The Notice of Related Case
must be served and filed as soon as possible.
Defendant
demurs to the entirety of the complaint on two predominant grounds:
1. The statute of limitations bars the
entire action and
2. At the time of the alleged oral
agreement, same sex marriage was illegal; thus, the complaint seeks to enforce
an illegal contract.
Whether
the Statute of Limitations (SOL) Bars the Entire Action?
The SOL for
breach of an oral agreement is two years. (Code of Civ. Proc., § 339.)
Here, the
complaint states that the date Defendant allegedly breached the oral argument
on March 31, 2021. Two years from March 31, 2021 is March 31, 2023.
However, Plaintiff did not file her complaint until April 7, 2023, making the
action untimely by about one week. Accordingly, on its face, the action is time
barred. (Valvo v. Univ. of Southern California (1977) 67 Cal.App.3d 887,
895; Mangini v. Aerojet-General Corp. (1991) 230 Cal.App.3d 1125, 1155
[A demurrer on the ground of the bar of the statute of limitations lies where
it “appear[s] clearly and affirmatively that, upon the face of the complaint,
the right of action is necessarily barred.”].)
In
opposition, Plaintiff concedes that the SOL bars the first through
fourth COAs, but requests that the court grant leave to amend to change the
date of discovery to April 7, 2021. (Opp. p. 6.)
The court
will not grant leave to amend because, as noted by Defendant, Plaintiff
“conveniently changed” (Reply p. 2:25-26) the date of discovery of Defendant’s
alleged breach to a date that would accommodate the causes of action and has
done so without any explanation (i.e., provided facts to demonstrate why the
breach discovered on April 7, 2021 rather than March 31, 2021).
Assuming
arguendo that Plaintiff’s opposition had provided a reasonable explanation as
to the discovery date change, the judicially noticed matters provide an
alleged breach/repudiation well before March 31, 2021.[5]
For example, Plaintiff’s Request for
Order filed on September 14, 2020 contains Plaintiff’s declaration,
dated to August 31, 2020, wherein Plaintiff acknowledges similar facts
alleged now: Plaintiff provided the domestic duties and Defendant controlled
the finances and accumulated substantial wealth. (RJN, Ex. 1, p. 11 of 43 of
PDF.) And in another declaration dated September 16, 2020, Defendant
contends that Defendant is the “sole owner” of the property, which again tacitly
acknowledges that by September 16, 2020, there was a dispute as to the ownership
interest in the real property (suggesting Defendant’s purported repudiation of
any agreement). (RJN No. 2, p. 20 of 43 of PDF.) All in all, the family law
matter (20PSFL00930) indicates that even before March 31, 2021, Defendant had
repudiated any alleged oral agreement for the sharing of Equitable Property.
Thus, the SOL bars the 1st COA for specific performance based on
breach of express contract; 2nd COA for impress constructive trust
based on breach of express contract; 3rd COA to impress constructive
trust or damages based on breach of implied in fact contract; and 4th
COA for declaratory relief based upon the agreement.[6]
Therefore,
the court SUSTAINS the demurrer as to the 1st through 4th
COA. Though the court is aware that denial of leave to amend is reviewed for
abuse of discretion, the court need not grant leave to amend when the pleading
clearly shows that the suit is barred by the statute of limitations. (Save
Lafayette Trees v.
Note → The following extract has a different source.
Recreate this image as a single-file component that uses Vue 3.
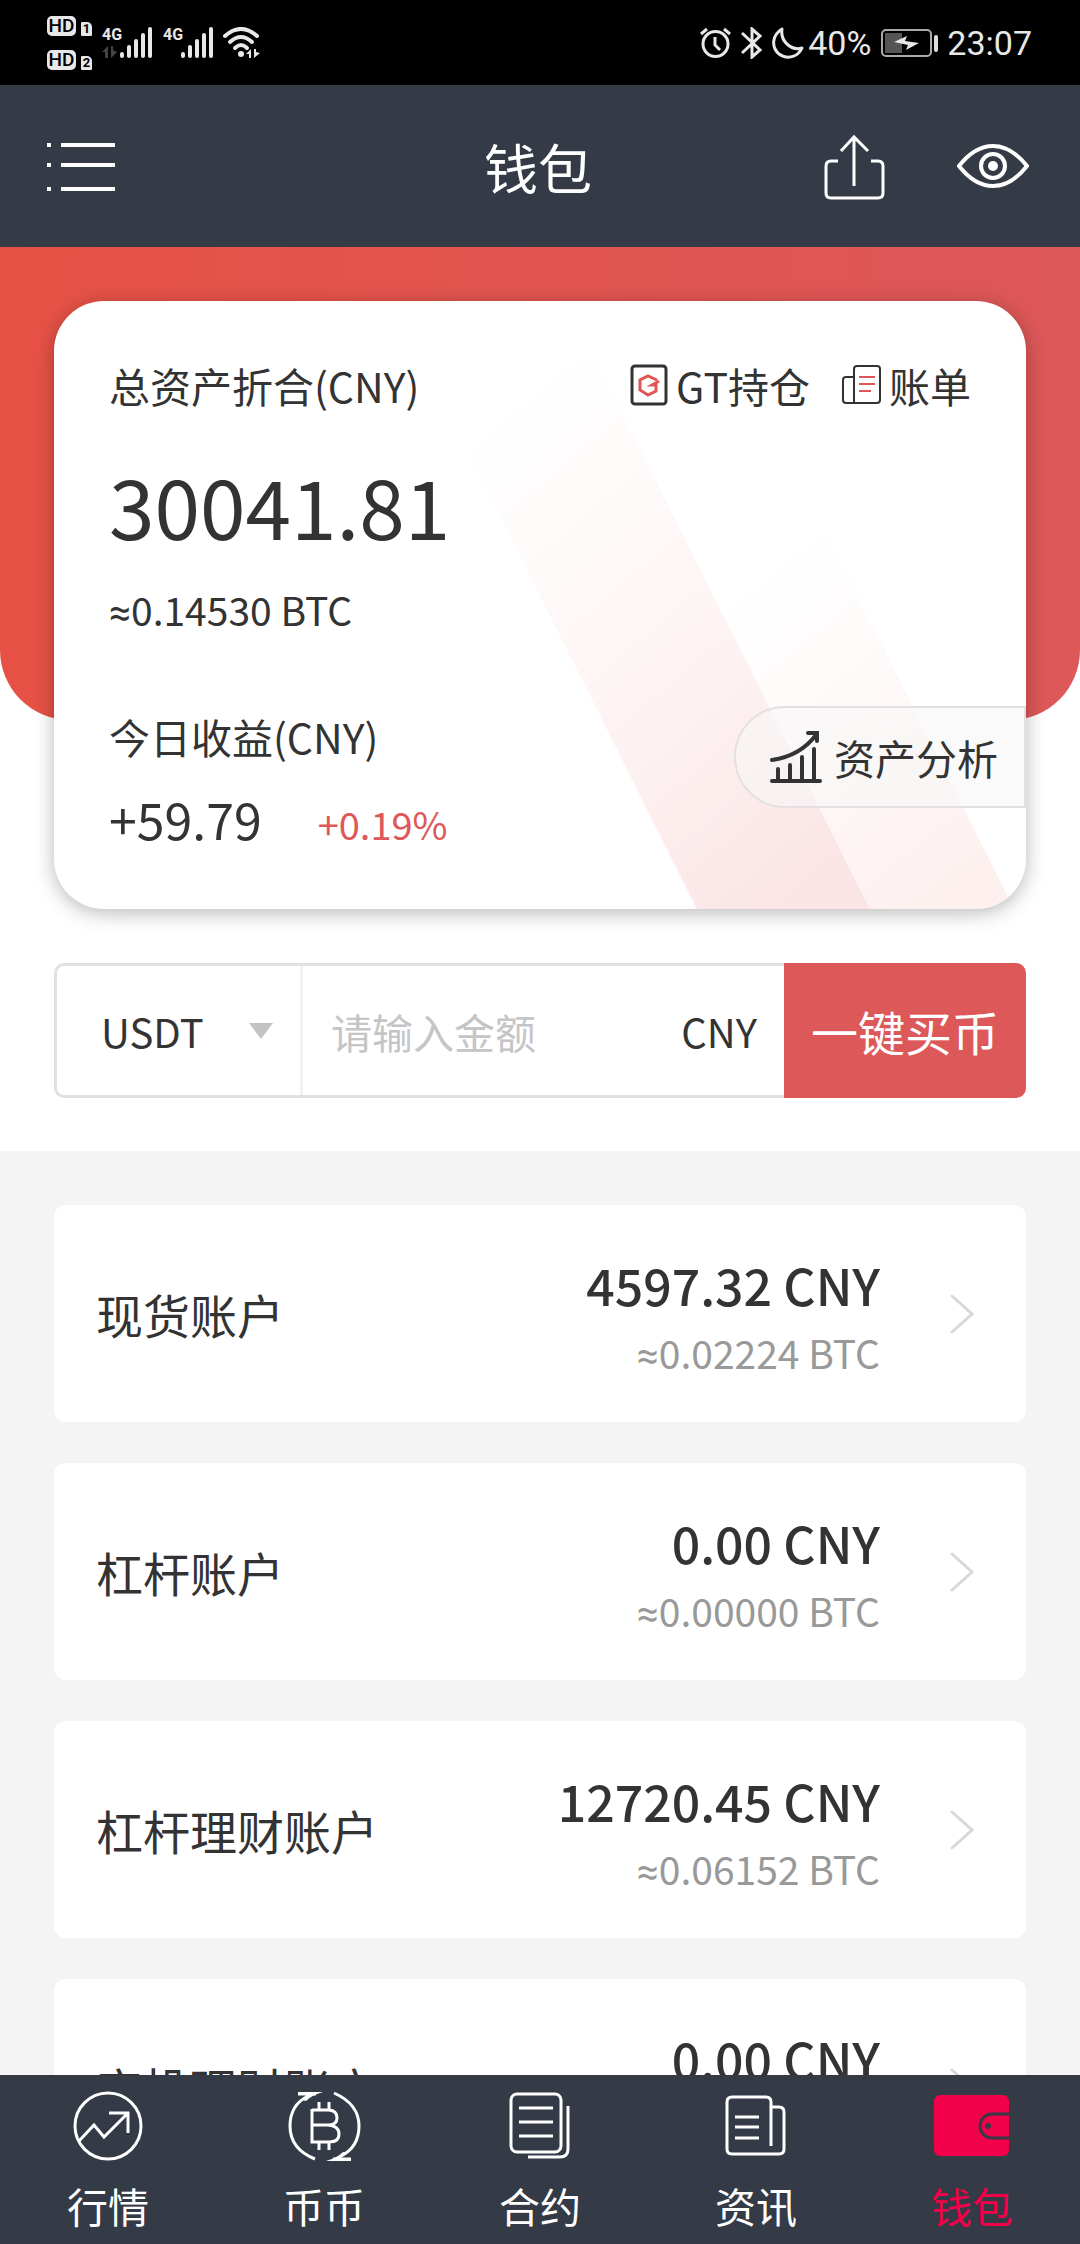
<script setup>
import { ref } from 'vue'

const coin = ref('USDT')
const amount = ref('')

const sims = [
  { id: 1, data: true },
  { id: 2, data: false }
]

const accounts = [
  { name: '现货账户', cny: '4597.32', btc: '0.02224' },
  { name: '杠杆账户', cny: '0.00', btc: '0.00000' },
  { name: '杠杆理财账户', cny: '12720.45', btc: '0.06152' },
  { name: '定投理财账户', cny: '0.00', btc: '0.00000' }
]

const tabs = [
  { key: 'market', label: '行情' },
  { key: 'coin', label: '币币' },
  { key: 'contract', label: '合约' },
  { key: 'news', label: '资讯' },
  { key: 'wallet', label: '钱包' }
]
const active = ref('wallet')
</script>

<template>
  <div class="app">
    <div class="status">
      <div class="status-side">
        <div class="hd-list">
          <div v-for="n in 2" :key="n" class="hd">
            <span class="hd-tag">HD</span>
            <span class="hd-sim">{{ n }}</span>
          </div>
        </div>
        <div v-for="sim in sims" :key="sim.id" class="signal">
          <div class="net">
            <span>4G</span>
            <svg v-if="sim.data" width="16" height="12" viewBox="0 0 16 12">
              <path d="M0 6L6 0V12H3V6ZM9 0V12L15 6L11 4V0Z" fill="#444" />
            </svg>
          </div>
          <svg width="32" height="31" viewBox="0 0 32 31">
            <path d="M2 27V29M9 20V29M16 14V29M23 8V29M30 2V29" stroke="#e8e8e8" stroke-width="4" stroke-linecap="round" />
          </svg>
        </div>
        <svg width="37" height="31" viewBox="0 0 37 31" fill="none" stroke="#e8e8e8" stroke-width="4" stroke-linecap="round">
          <path d="M2 9Q18 -5 34 9" />
          <path d="M7 15Q18 5 29 15" />
          <path d="M12 21Q18 15 24 21" />
          <circle cx="18" cy="27" r="3" fill="#e8e8e8" stroke="none" />
          <path d="M23 27L28 22V31H26V27ZM31 22V31L37 26L33 25V22Z" fill="#e8e8e8" stroke="none" />
        </svg>
      </div>
      <div class="status-side">
        <div class="status-icons">
          <svg width="31" height="32" viewBox="0 0 31 32" fill="none" stroke="#e8e8e8" stroke-width="3">
            <circle cx="15.5" cy="17" r="12.5" />
            <path d="M15 10V18L20 23M1 7L7 2M30 7L24 2" />
          </svg>
          <svg width="21" height="32" viewBox="0 0 21 32" fill="none" stroke="#e8e8e8" stroke-width="3">
            <path d="M1 6L19 23L11 30V2L19 9L1 26" />
          </svg>
          <svg width="32" height="32" viewBox="0 0 32 32" fill="none" stroke="#e8e8e8" stroke-width="3" stroke-linejoin="round">
            <path d="M10 2C0 8 -1 20 7 27C15 33 26 30 30 21C20 24 8 15 10 2Z" />
          </svg>
        </div>
        <span>40%</span>
        <svg class="battery" width="58" height="28" viewBox="0 0 58 28">
          <rect x="1" y="1" width="49" height="26" rx="4" fill="none" stroke="#aaa" stroke-width="2" />
          <rect x="4" y="4" width="17" height="20" fill="#555" />
          <path d="M13 13L27 16L25 21L38 14L24 12L26 7Z" fill="#e8e8e8" />
          <rect x="53" y="6" width="4" height="17" rx="2" fill="#ddd" />
        </svg>
        <span>23:07</span>
      </div>
    </div>

    <header class="header">
      <button class="icon-btn" aria-label="菜单">
        <svg width="68" height="48" viewBox="0 0 68 48" stroke="#fff" stroke-width="4">
          <path d="M0 2H4M14 2H68M0 22H4M14 22H68M0 46H4M14 46H68" />
        </svg>
      </button>
      <h1>钱包</h1>
      <div class="header-right">
        <button class="icon-btn" aria-label="分享">
          <svg width="61" height="66" viewBox="0 0 61 66" fill="none" stroke="#fff" stroke-width="3">
            <path d="M14 27H7Q2 27 2 32V59Q2 64 7 64H54Q59 64 59 59V32Q59 27 54 27H47" />
            <path d="M30 3V52M17 17L30 3L44 17" />
          </svg>
        </button>
        <button class="icon-btn" aria-label="显示资产">
          <svg width="72" height="46" viewBox="0 0 72 46" fill="none" stroke="#fff" stroke-width="4">
            <path d="M2 22C13 8 24 2 36 2S59 8 70 22C59 36 48 42 36 42S13 36 2 22Z" />
            <circle cx="36" cy="22" r="12" />
            <circle cx="36" cy="22" r="5" fill="#fff" stroke="none" />
          </svg>
        </button>
      </div>
    </header>

    <main class="content">
      <section class="top">
        <div class="red-back"></div>
        <div class="card">
          <svg class="beams" viewBox="0 0 972 608" preserveAspectRatio="xMaxYMax slice">
            <defs>
              <linearGradient id="beamA" x1="0.1" y1="0" x2="0.8" y2="1">
                <stop offset="0.1" stop-color="#fdf0ef" stop-opacity="0" />
                <stop offset="0.5" stop-color="#fdf0ef" stop-opacity="0.6" />
                <stop offset="1" stop-color="#fbe4e5" />
              </linearGradient>
              <linearGradient id="beamB" x1="0.1" y1="0" x2="0.8" y2="1">
                <stop offset="0.2" stop-color="#fdf2f1" stop-opacity="0" />
                <stop offset="1" stop-color="#fdf0ef" />
              </linearGradient>
            </defs>
            <path d="M368 60H542L816 608H643Z" fill="url(#beamA)" />
            <path d="M612 200H756L960 608H816Z" fill="url(#beamB)" />
          </svg>
          <div class="card-head">
            <span>总资产折合(CNY)</span>
            <div class="links">
              <a href="#">
                <svg width="38" height="42" viewBox="0 0 38 42" fill="none" stroke="#333" stroke-width="3">
                  <rect x="2" y="2" width="34" height="38" rx="3" />
                  <path d="M27 16L18 12L10 16V26L18 31L26 27V21H22L29 17" stroke="#e05555" />
                </svg>
                <span>GT持仓</span>
              </a>
              <a href="#">
                <svg width="39" height="40" viewBox="0 0 39 40" fill="none" stroke="#333" stroke-width="2">
                  <path d="M12 38V4Q12 1 15 1H35Q38 1 38 4V35Q38 38 35 38H4Q1 38 1 35V15Q1 12 4 12H12" />
                  <path d="M17 12H33M17 19H33M17 26H29" stroke="#e05555" />
                </svg>
                <span>账单</span>
              </a>
            </div>
          </div>
          <div class="total">30041.81</div>
          <div class="total-btc"><span class="approx">≈</span>0.14530 BTC</div>
          <div class="profit">
            <div>
              <div class="profit-label">今日收益(CNY)</div>
              <div class="profit-row">
                <span class="profit-value">+59.79</span>
                <span class="profit-rate">+0.19%</span>
              </div>
            </div>
            <button class="analysis">
              <svg width="52" height="52" viewBox="0 0 52 52" fill="none" stroke="#333" stroke-width="4" stroke-linecap="round">
                <path d="M2 29Q30 25 46 4M38 2H47V10M2 50H50" />
                <path d="M8 38V49M20 34V49M32 26V49M44 18V49" />
              </svg>
              <span>资产分析</span>
            </button>
          </div>
        </div>

        <form class="buy" @submit.prevent>
          <div class="coin">
            <select v-model="coin" aria-label="币种">
              <option>USDT</option>
            </select>
            <i class="arrow"></i>
          </div>
          <label class="amount">
            <input v-model="amount" type="text" placeholder="请输入金额" />
            <span>CNY</span>
          </label>
          <button class="buy-btn">一键买币</button>
        </form>
      </section>

      <section class="accounts">
        <a v-for="acc in accounts" :key="acc.name" href="#" class="account">
          <span class="account-name">{{ acc.name }}</span>
          <div class="account-sum">
            <div class="cny">{{ acc.cny }} CNY</div>
            <div class="btc"><span class="approx">≈</span>{{ acc.btc }} BTC</div>
          </div>
          <svg width="24" height="40" viewBox="0 0 24 40" fill="none" stroke="#d8d8d8" stroke-width="3" stroke-linecap="round">
            <path d="M2 2L22 20L2 38" />
          </svg>
        </a>
      </section>
    </main>

    <nav class="tabs">
      <button v-for="tab in tabs" :key="tab.key" :class="['tab', { on: active === tab.key }]" @click="active = tab.key">
        <svg width="76" height="72" viewBox="-2 0 76 72" fill="none" stroke="#fff" stroke-width="3">
          <template v-if="tab.key === 'market'">
            <circle cx="36" cy="36" r="33" />
            <path d="M7 51L22 35L32 47L56 23M37 23H56V43" />
          </template>
          <template v-else-if="tab.key === 'coin'">
            <path d="M10 4H28M20 6Q2 15 2 36Q2 59 27 69" />
            <path d="M10 2H35Q24 5 18 11L14 10L20 5H10Z" fill="#fff" stroke="none" />
            <path d="M46 3Q71 14 71 36Q71 57 53 66M45 69H63" />
            <path d="M63 71H38Q49 68 55 62L59 63L53 68H63Z" fill="#fff" stroke="none" />
            <path d="M24 20H40Q49 20 49 28Q49 35 40 35H24M40 35Q51 36 51 44Q51 52 41 52H24V19M31 12V20M41 12V20M31 52V60M41 52V60" />
          </template>
          <template v-else-if="tab.key === 'contract'">
            <rect x="7" y="4" width="50" height="58" rx="6" />
            <path d="M15 18H49M15 32H49M15 46H49" />
            <path d="M64 16V59Q64 67 56 67H24" />
          </template>
          <template v-else-if="tab.key === 'news'">
            <path d="M51 56V12Q51 7 46 7H12Q7 7 7 12V59Q7 64 12 64H59Q64 64 64 59V22Q64 17 59 17H51" />
            <path d="M15 27H39M15 37H39M15 48H39" />
          </template>
          <template v-else>
            <rect x="-2" y="5" width="75" height="61" rx="6" fill="#f20049" stroke="none" />
            <path d="M74 24H56A12 12 0 0 0 56 48H74" stroke="#343a46" />
            <circle cx="52" cy="36" r="3" fill="#343a46" stroke="none" />
          </template>
        </svg>
        <span>{{ tab.label }}</span>
      </button>
    </nav>
  </div>
</template>

<style>
body {
  margin: 0;
}
</style>

<style scoped>
.app {
  height: 100vh;
  display: flex;
  flex-direction: column;
  background: #fff;
  color: #333;
  font-family: "Noto Sans CJK SC", "Noto Sans", sans-serif;
  font-size: 41px;
}

.app * {
  box-sizing: border-box;
}

a {
  color: inherit;
  text-decoration: none;
}

button {
  border: 0;
  padding: 0;
  background: none;
  color: inherit;
  font: inherit;
}

svg {
  display: block;
  flex: none;
}

.status {
  height: 85px;
  flex: none;
  display: flex;
  justify-content: space-between;
  align-items: center;
  padding: 0 48px 0 47px;
  background: #000;
  color: #e8e8e8;
  font-family: Roboto, sans-serif;
  font-size: 34px;
}

.status-side {
  display: flex;
  align-items: center;
}

.status-icons {
  display: flex;
  gap: 10px;
  margin-right: 4px;
}

.battery {
  margin: 0 8px 0 10px;
}

.hd-list {
  display: flex;
  flex-direction: column;
  gap: 14px;
}

.hd {
  display: flex;
  align-items: flex-end;
  gap: 5px;
}

.hd-tag {
  width: 29px;
  border-radius: 5px;
  background: #e8e8e8;
  color: #000;
  font-size: 19px;
  font-weight: 500;
  line-height: 20px;
  text-align: center;
}

.hd-sim {
  width: 11px;
  border-radius: 1px 5px 1px 1px;
  background: #e8e8e8;
  color: #000;
  font-size: 13px;
  font-weight: 700;
  line-height: 14px;
  text-align: center;
}

.signal {
  display: flex;
  align-items: flex-end;
  margin-left: 10px;
}

.signal + .signal {
  margin-left: 11px;
}

.signal + svg {
  margin-left: 10px;
}

.net {
  width: 18px;
  height: 31px;
  display: flex;
  flex-direction: column;
  justify-content: space-between;
  font-size: 16px;
  font-weight: 700;
  line-height: 16px;
}

.header {
  height: 162px;
  flex: none;
  display: grid;
  grid-template-columns: 1fr auto 1fr;
  align-items: center;
  padding: 2px 51px 0 47px;
  background: #343a46;
  color: #fff;
}

.header h1 {
  margin: 0;
  font-size: 54px;
  font-weight: 400;
  line-height: 72px;
}

.header-right {
  display: flex;
  justify-content: flex-end;
  align-items: center;
  gap: 72px;
}

.content {
  flex: 1;
  min-height: 0;
  overflow: hidden;
}

.top {
  position: relative;
  padding: 54px 54px 53px;
}

.red-back {
  position: absolute;
  top: 0;
  left: 0;
  right: 0;
  height: 473px;
  border-radius: 0 0 70px 70px;
  background: linear-gradient(90deg, #e75145, #dd5859);
}

.card {
  position: relative;
  overflow: hidden;
  padding: 54px 0 53px 55px;
  border-radius: 50px;
  background: #fff;
  box-shadow: 0 4px 20px rgba(0, 0, 0, 0.28);
}

.beams {
  position: absolute;
  top: 0;
  left: 0;
  width: 100%;
  height: 100%;
}

.card > div {
  position: relative;
}

.card-head {
  display: flex;
  justify-content: space-between;
  padding-right: 55px;
  line-height: 60px;
}

.links {
  display: flex;
  gap: 32px;
}

.links a {
  display: flex;
  align-items: center;
  gap: 8px;
}

.total {
  margin-top: 42px;
  font-size: 82px;
  line-height: 96px;
}

.total-btc {
  margin-top: 28px;
  font-size: 39px;
  line-height: 56px;
}

.approx {
  font-family: Roboto, sans-serif;
  line-height: 1;
}

.profit {
  display: flex;
  justify-content: space-between;
  align-items: flex-start;
  margin-top: 69px;
}

.profit-label {
  line-height: 60px;
}

.profit-row {
  display: flex;
  align-items: baseline;
  gap: 56px;
  margin-top: 20px;
  line-height: 64px;
}

.profit-value {
  font-size: 50px;
}

.profit-rate {
  color: #dd5859;
  font-size: 38px;
}

.analysis {
  height: 102px;
  display: flex;
  align-items: center;
  gap: 12px;
  padding: 0 26px 0 34px;
  border: 2px solid #e2e0e0;
  border-radius: 51px 0 0 51px;
  background: rgba(246, 246, 246, 0.6);
}

.buy {
  height: 135px;
  display: flex;
  margin-top: 54px;
  border: 3px solid #e1e1e1;
  border-right: 0;
  border-radius: 10px;
  font-size: 40px;
}

.coin {
  flex: 0 0 246px;
  display: flex;
  align-items: center;
  justify-content: space-between;
  padding: 0 27px 0 44px;
  border-right: 3px solid #f2f2f2;
}

.coin select {
  width: 120px;
  padding: 0;
  border: 0;
  appearance: none;
  background: none;
  color: inherit;
  font: inherit;
}

.arrow {
  border: 12px solid transparent;
  border-top: 16px solid #c3c3c3;
  border-bottom: 0;
}

.amount {
  flex: 1;
  min-width: 0;
  display: flex;
  align-items: center;
  padding: 0 27px 0 28px;
}

.amount input {
  flex: 1;
  min-width: 0;
  padding: 0;
  border: 0;
  outline: none;
  background: none;
  color: inherit;
  font: inherit;
  font-size: 41px;
}

.amount input::placeholder {
  color: #c5c5c7;
}

.buy-btn {
  flex: 0 0 242px;
  margin: -3px 0;
  border-radius: 0 10px 10px 0;
  background: #dd5859;
  color: #fff;
  font-size: 47px;
}

.accounts {
  display: flex;
  flex-direction: column;
  gap: 41px;
  padding: 54px;
  background: #f4f4f4;
}

.account {
  height: 217px;
  display: flex;
  align-items: center;
  padding: 0 52px 0 42px;
  border-radius: 12px;
  background: #fff;
}

.account-name {
  flex: 1;
  font-size: 47px;
}

.account-sum {
  margin-right: 70px;
  text-align: right;
}

.cny {
  font-size: 50px;
  font-weight: 500;
  line-height: 76px;
}

.btc {
  color: #999;
  font-size: 39px;
  line-height: 60px;
}

.tabs {
  flex: none;
  display: flex;
  background: #343a46;
  color: #fff;
}

.tab {
  flex: 1;
  display: flex;
  flex-direction: column;
  align-items: center;
  gap: 15px;
  padding: 15px 0 11px;
  line-height: 56px;
}

.tab.on {
  color: #f20049;
}
</style>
City of Lafayette (2019) 32 Cal.App.5th 148, 154.) To
the extent that Plaintiff seeks to change the date of the breach, that would
but create a sham pleading. Therefore, the court DENIES leave to amend.
Fraud COA
Though
Defendant’s demurrer argues that the fraud COA is also barred by the SOL, Defendant’s
analysis fails to address that fraud carries a three-year SOL, not two. (See
Opp. p. 5, Code of Civ. Proc., section 338, subd. (d).) Thus, three years from
the discovery date of March 31, 2021 (i.e., when Plaintiff discovered that
Defendant did not intend on keeping her promises) is March 31, 2024, making the
COA timely.
To the extent
that Defendant argues that the 5th COA is based upon an illegal
contract, the court is uncertain how so. The allegations are not the parties were married
in violation of the law, but that their partnership was akin to a marriage;
there was nothing illegal about being in a non-marital same sex partnership.
Therefore,
absent other grounds for a demurrer (e.g., failure to meet heightened pleading
standard), the court OVERRULES the demurrer as to the fraud COA.
Conclusion
Based on the
foregoing, the court SUSTAINS the demurrer without leave as to the 1st
through 4th COAs and OVERRULES the demurrer as to the 5th
COA for fraud.
[1] Marvin v. Marvin
(1976) 18 Cal. 3d. 660 provides a legal claim to enforce an express or implied
agreement for the sharing of support or property between non-marital partners.
[2] The complaint
defines “Equitable Property” as the property that “Defendant acquired as a
result of her skills, efforts, labor and earnings, personal and real property.”
(Complaint ¶10.)
[3] The court grants
Defendant’s request for judicial notice (RJN) of Nos. 1-4.
[4] Defendant’s demurrer
does not provide the exact subsection. However, as the statute of limitations
is generally asserted on the grounds that a claim fails to state sufficient
facts to support a COA, the court presumes subsection (e) is at issue.
[5] Defendant explains
that the “multiple documents submitted to the court have a breach/repudiation
date of March 31, 2021—the complaint is not the only document that lists March
31, 2021 as the date of the alleged breach.” (Reply p. 21-24.) However, the judicially
noticed matters in the family law case do not bear a March 31, 2021 date. That
said, as the documents support Defendant’s general argument which is that
Plaintiff was aware of the alleged breach by March 31, 2021, the court will expand
upon the argument.
[6] Though not
articulated by Defendant, the SOL for the declaratory relief COA is based upon
the underlying COA for breach of an oral agreement. (See United
Pacific-Reliance Ins. Co. v. DiDomenico (1985) 173 Cal.App.3d 673, 676,
emphasis added [“The period of limitations applicable to ordinary actions at
law and suits in equity should be applied in like manner to actions for declaratory relief. Thus, if declaratory relief is sought with
reference to an obligation which has been breached and the right to commence an
action for ‘coercive’ relief upon the cause of action arising therefrom is
barred by statute, the right to declaratory relief is likewise barred.”].)